The Chamber selected Collin County for its many similarities to Gwinnett County, based on research from the community’s Partnership Gwinnett strategy. Here’s a brief summary of some of the lessons learned.


ARTS: Collin County and Plano have a national reputation as major supporters of the arts and public art in the community. Economic impact studies have shown that a strong arts culture in a community helps drive economic development. According to one expert, “Art keeps communities sustainable and keeps people here.” The commitment to the arts was visible whether it was the Hall Office Park that showcased the state’s largest privately owned art collection or the new 124-acre performing and visual arts complex under construction.


TOURISM & BALLPARKS: Frisco is home to both the Pizza Hut Soccer Park (home of Major League Soccer’s FC Dallas) and the Dr Pepper Ballpark (home of the Texas Rangers’ Class AA Frisco RoughRiders). These parks have positioned Frisco as a destination for tourists and visitors, enhanced the city’s family friendly reputation, generated additional business and tax revenues, and differentiated Frisco from other cities in the Dallas metroplex. Pizza Hut Park is a 140-acre facility with a nearly 22,000-seat stadium used more than 300 days a year for soccer, international tournaments, major concerts, school football games, and other community-based events. Adjacent to the park are 17 soccer fields available for school teams. According to Frisco’s economic development director, the soccer complex draws more annual visitors then the Dallas Cowboys.

The Dr Pepper Ballpark has a versatile 10,600-seat stadium, which opened in 2003, that hosts baseball games, charity events, wedding receptions, church services and city events. It averages an annual attendance of 700,000 and was voted the nation’s best new ballpark in 2003.

One critical factor in the creation of both parks was the use of tax increment financing (TIFs), similar to the tax allocation districts (TADs) that will be on the ballot for several Gwinnett cities in November. TADs are an essential tool to revitalize specific areas and improve residents’ quality of life assets, from roads to facilities and more.

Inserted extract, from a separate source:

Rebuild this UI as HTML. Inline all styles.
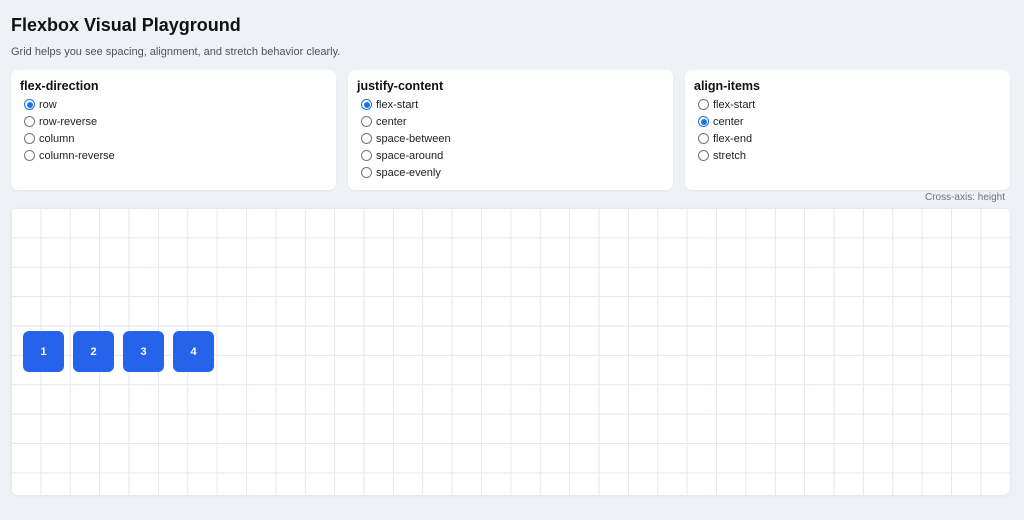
<!DOCTYPE html>
<html><head><meta charset="utf-8"><style>
*{box-sizing:border-box;margin:0;padding:0}
body{width:1024px;height:520px;background:#eef1f6;font-family:"Liberation Sans",sans-serif;color:#111;position:relative;overflow:hidden}
h1{position:absolute;left:11px;top:15px;font-size:18px;font-weight:bold;color:#111}
.sub{position:absolute;left:11px;top:46px;font-size:11px;color:#4b5563}
.card{position:absolute;top:70px;width:325px;height:120px;background:#fff;border-radius:7px;padding:9px 9px;box-shadow:0 1px 2px rgba(0,0,0,.05)}
.card h3{font-size:12.5px;font-weight:bold;margin-bottom:3px;color:#111}
.opt{height:17px;display:flex;align-items:center;font-size:11px;color:#222}
.r{width:11px;height:11px;border:1px solid #767676;border-radius:50%;margin:0 4px 0 4px;background:#fff;position:relative}
.r.on{border-color:#1a73e8}
.r.on::after{content:"";position:absolute;left:1.5px;top:1.5px;width:6px;height:6px;border-radius:50%;background:#1a73e8}
.note{position:absolute;right:19px;top:192px;font-size:10px;color:#6b7280}
.grid{position:absolute;left:11px;top:208px;width:999px;height:287px;border-radius:7px;background-color:#fff;
background-image:linear-gradient(to right,#e3e6ec 1px,transparent 1px),linear-gradient(to bottom,#e3e6ec 1px,transparent 1px);
background-size:29.38px 29.38px;background-position:0 0;box-shadow:0 1px 3px rgba(0,0,0,.06)}
.b{position:absolute;top:123px;width:41px;height:41px;border-radius:6px;background:#2563eb;color:#fff;font-size:11px;font-weight:bold;display:flex;align-items:center;justify-content:center}
</style></head><body>
<h1>Flexbox Visual Playground</h1>
<div class="sub">Grid helps you see spacing, alignment, and stretch behavior clearly.</div>
<div class="card" style="left:11px"><h3>flex-direction</h3>
<div class="opt"><span class="r on"></span>row</div>
<div class="opt"><span class="r"></span>row-reverse</div>
<div class="opt"><span class="r"></span>column</div>
<div class="opt"><span class="r"></span>column-reverse</div></div>
<div class="card" style="left:348px"><h3>justify-content</h3>
<div class="opt"><span class="r on"></span>flex-start</div>
<div class="opt"><span class="r"></span>center</div>
<div class="opt"><span class="r"></span>space-between</div>
<div class="opt"><span class="r"></span>space-around</div>
<div class="opt"><span class="r"></span>space-evenly</div></div>
<div class="card" style="left:685px"><h3>align-items</h3>
<div class="opt"><span class="r"></span>flex-start</div>
<div class="opt"><span class="r on"></span>center</div>
<div class="opt"><span class="r"></span>flex-end</div>
<div class="opt"><span class="r"></span>stretch</div></div>
<div class="note">Cross-axis: height</div>
<div class="grid">
<div class="b" style="left:12px">1</div>
<div class="b" style="left:62px">2</div>
<div class="b" style="left:112px">3</div>
<div class="b" style="left:162px">4</div>
</div>
</body></html>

K-12 EDUCATION: The Plano Independent School District (PISD) is Collin County’s largest, most mature, and most diverse school system. Critical to the district’s success is its strong partnership with the city in addressing their mutual needs. Both Plano and PISD benefit from the joint use of public facilities, collaboration on financing capital projects, and ongoing planning sessions, which provide for a strong link between economic development and K-12 education in Collin County. Attracting and keeping good school leaders is a must for both Plano and Gwinnett. Both systems use an “academy” approach to preparing principals in their succession planning initiatives. They also face similar challenges in increasing the diversity of their workforces to reflect the student populations. We learned about PISD’s best practices in these areas, as well as its community-supported strategy for increasing the graduation rate and enhancing the financial resources of the system through Plano’s education foundation.

ECONOMIC DEVELOPMENT: Nearly 20 years ago, the Richardson Economic Development Partnership began branding and marketing the Telecom Corridor®, one of the highest concentrations of high-tech companies in the world. Gwinnett is well-positioned to create and market a similar concept here. Similar to Richardson, we have access to higher education and an existing knowledge-based workforce; an existing cluster of high-tech industries; and an environment to nurture entrepreneurial development and grow startups into successful companies. In addition, a strong recruitment and business retention strategy was implemented to create quality jobs in their targeted industries.

TRANSPORTATION: While communities like Gwinnett, Atlanta and others have seen their average commute times grow, Collin County’s has fallen between 2000 and 2006, despite similar growth rates. A major factor is the North Texas Tollway Authority (NTTA). Last month, they opened a 10-mile stretch of the North Dallas Tollway after just 5 years of planning and construction, and recently completed 30 miles of the George W Bush Turnpike (the metroplex’s fourth outer loop) in just 10 years. The NTTA has also re-invested nearly $5 billion back in to other local transportation improvements. The construction of the Tollway and Bush Turnpike has also added almost $2.6 billion to the regional economy.

REVITALIZATION: The most mature community, Plano, is currently retrofitting and redeveloping urban centers to meet the needs of new populations. When considering Gwinnett’s future planning strategies, Plano shared that density is positive; separating uses is not always necessary; size and scale create appropriate relationships; urban and suburban settings can coexist; and gathering places and focal points build community. Only time will tell what ideas and visions were stirred on this visit and how they might impact Gwinnett’s future. While different in many ways, the visit showed one thing that both Collin and Gwinnett County have in common – an unmatched “can do” attitude led by the public-private community and its Partnership Gwinnett vision for the future.